### GIVEN INFORMATION
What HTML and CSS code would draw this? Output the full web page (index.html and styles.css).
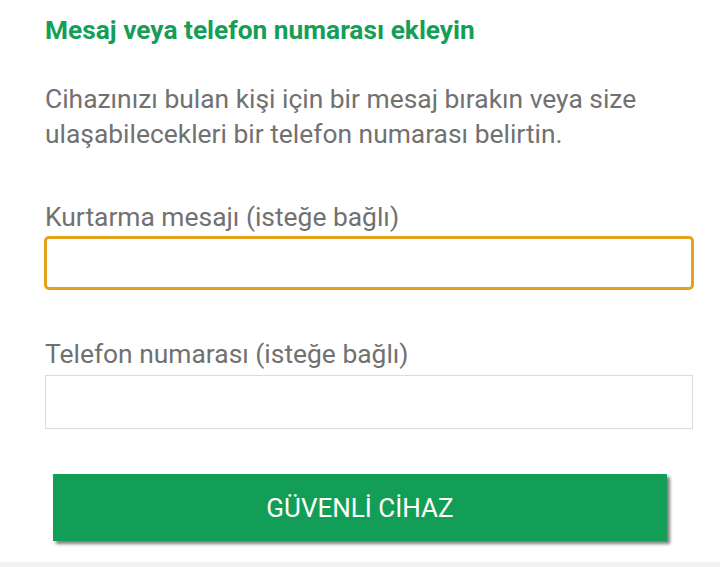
FILE: index.html
```html
<!DOCTYPE html>
<html lang="tr">
<head>
<meta charset="utf-8">
<link rel="stylesheet" href="styles.css">
</head>
<body>
<div class="page">
  <h1 class="title">Mesaj veya telefon numarası ekleyin</h1>
  <p class="desc">Cihazınızı bulan kişi için bir mesaj bırakın veya size ulaşabilecekleri bir telefon numarası belirtin.</p>
  <label class="label">Kurtarma mesajı (isteğe bağlı)</label>
  <div class="input focused"></div>
  <label class="label second">Telefon numarası (isteğe bağlı)</label>
  <div class="input"></div>
  <div class="btn-row"><button class="btn">GÜVENLİ CİHAZ</button></div>
</div>
<div class="bottom"></div>
</body>
</html>
```
FILE: styles.css
```css
html, body { margin: 0; padding: 0; background: #fff; }
body { width: 720px; height: 567px; overflow: hidden; position: relative; font-family: Roboto, "Noto Sans", sans-serif; }
.page { padding: 14px 27px 0 45px; display: flex; flex-direction: column; }
.title { margin: 0; font-size: 26.3px; font-weight: 700; color: #159e58; line-height: 32px; letter-spacing: 0; }
.desc { margin: 36px 0 0; font-size: 26.4px; color: #717171; line-height: 35px; }
.label { margin-top: 50px; font-size: 26.4px; color: #717171; line-height: 30px; display: block; }
.label.second { margin-top: 49px; }
.input { margin-top: 6px; border: 1px solid #dcdcdc; box-sizing: border-box; height: 54px; }
.input.focused { margin-top: 4px; border: 3px solid #e6a11c; border-radius: 5px; margin-left: -1px; margin-right: -1px; }
.btn-row { margin-top: 45px; padding: 0 0 0 8px; }
.btn { width: 614px; height: 67px; background: #139e57; border: none; color: #fff; font-family: Roboto, sans-serif; font-size: 26px; letter-spacing: 0; box-shadow: 3px 3px 3px rgba(0,0,0,0.5); display: block; padding: 0; }
.bottom { position: absolute; left: 0; right: 0; bottom: 0; height: 5px; background: #f2f2f2; }
```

### WHAT THIS TASK INVOLVES
Only the number is wanted: how many lines in the data include the string "page"?

### THE RESPONSE
3